Security

This page covers security considerations when using Apache Tika.

Security Model

Apache Tika’s security model describes the trust boundaries and assumptions that govern how Tika processes content. Understanding this model is essential for deploying Tika securely.

Known Vulnerabilities

For information about known security vulnerabilities (CVEs) in Apache Tika and their remediation, please see:

External Command Security

Apache Tika can be configured to use external system commands for certain operations, such as the FileCommandDetector and ExternalParser components.

External command configuration should only be performed by trusted administrators. Never allow untrusted users to configure command paths or arguments.

Security Best Practices

  1. Restrict configuration access: Only allow administrators to modify Tika configuration files that specify external commands.

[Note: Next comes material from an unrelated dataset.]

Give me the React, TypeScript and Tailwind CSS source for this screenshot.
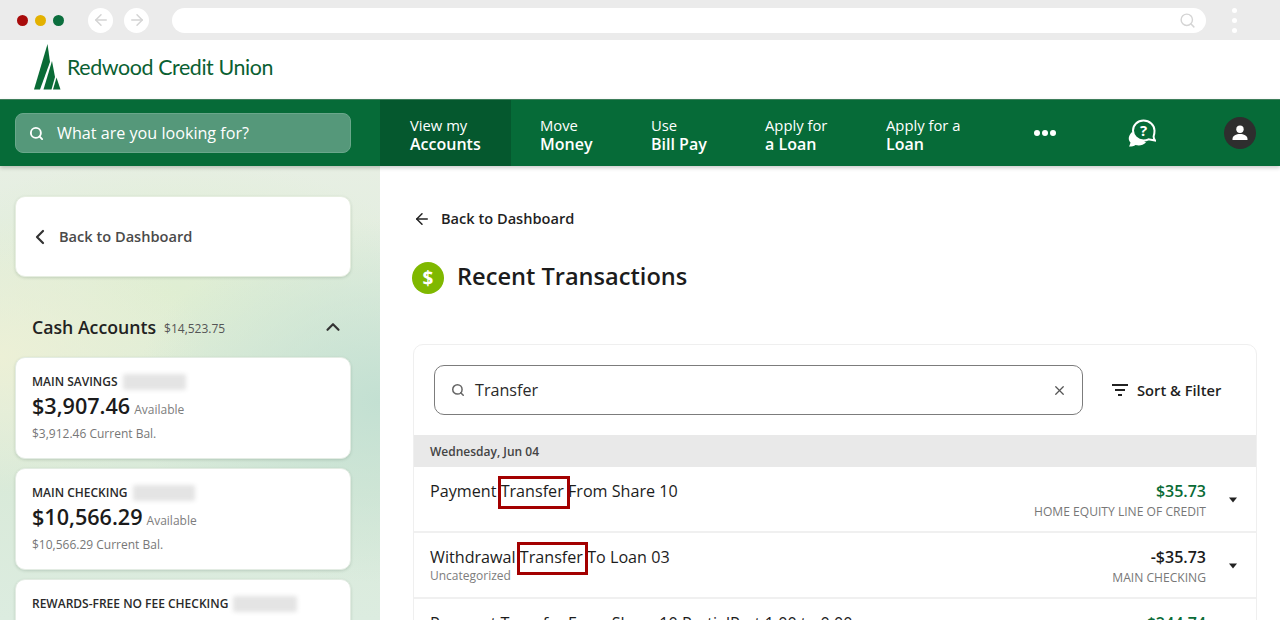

  2. Use absolute paths: Always configure external commands with absolute paths to prevent PATH manipulation attacks.

  3. Sandbox execution: Consider running Tika in a container or sandbox environment to limit the impact of any command execution vulnerabilities.

  4. Audit command configuration: Regularly review configured external commands and their arguments.

ExternalParser-Specific Risks

  • checkCommandLine runs at type-query time: If configured, the check command executes the first time getSupportedTypes() is called — not at parse time. This means merely querying which parsers are available can trigger process execution.

  • stderr information leakage: External programs often write file paths, system usernames, version strings, and internal errors to stderr. By default, returnStderr is false to prevent this data from leaking into metadata. If you enable returnStderr, be aware that the raw stderr content will be stored in the document’s metadata and may be visible to end users.

  • Buffer limits: The maxStdOut and maxStdErr settings control how much process output is captured in memory. Set these to reasonable values for your deployment to prevent memory exhaustion from misbehaving external programs.

Affected Components

  • FileCommandDetector: Uses the system file command for MIME type detection

  • ExternalParser: Executes configured external programs to extract content

  • ExternalEmbedder: Uses external tools to embed content

Credential Handling

Password Storage in Memory

Tika stores some credentials as Java String objects, which remain in memory until garbage collected. For environments with strict security requirements:

  1. Use environment variables: Configure credentials via environment variables rather than configuration files where possible.

  2. Use secret managers: Integrate with HashiCorp Vault, AWS Secrets Manager, or similar services for production deployments.

  3. Enable encryption: Use the AES encryption option in HttpClientFactory for stored passwords.

  4. Minimize credential scope: Use credentials with minimum necessary privileges and rotate them regularly.